I could be very specific, I could be really nasty, I could name names, and point to specific choreographers, or dancers, but that is not the point.


Let us turn now to the audience. Tell the truth ! Would you, in your heart of hearts, be satisfied, today, in 2001, to see little Lis Jeppesen float out and act her way through the Sylphide ? Would the mystery, the poetry, the unthought thoughts for days and weeks afterwards, be enough for you now ? You know it would not. You crave that hard edge, you crave the Effect, "Etonnez moi !" is the cry from within. Would you truly be able to sit through half-an-hour’s mime scene, without inwardly dozing, or mumbling "When does the floor show start" ? Could you discipline yourself to take a cold, harsh look at what currently passes for a technician, some Guillem-clone, and ask yourself why grand jeté is no longer a sloping arc, rising, resting, and then drifting imperceptibly to the ground, but rather an explosion from a cross-bow, both legs twisting double-jointedly upwards into the empty air ? What is your idol’s torso doing, as that ubiquitous limb veers towards the ear ? Rigor mortis, no doubt.

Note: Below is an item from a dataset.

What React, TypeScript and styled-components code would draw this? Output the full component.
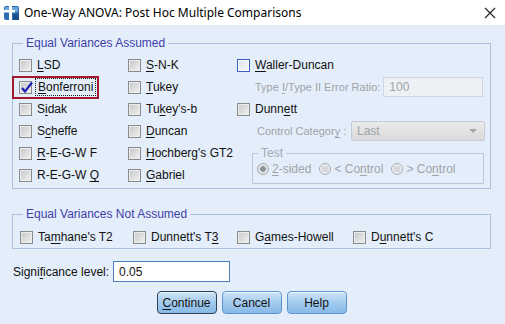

We must educate ourselves away from addiction. We must get a grip on our own mental processes. We must learn not to writhe in enjoyment at these morbid forms. That is the first step to saving the classical ballet. We must train the mind to be attracted to classical principles. The ballet, in its modern form, is a product of the Italian renascence, of scientific principles expressed in their highest form by people like Dante or Leonardo. Theatrical, they certainly were, and they could even be very "commercial" – but the principles never failed them, and they never failed their principles.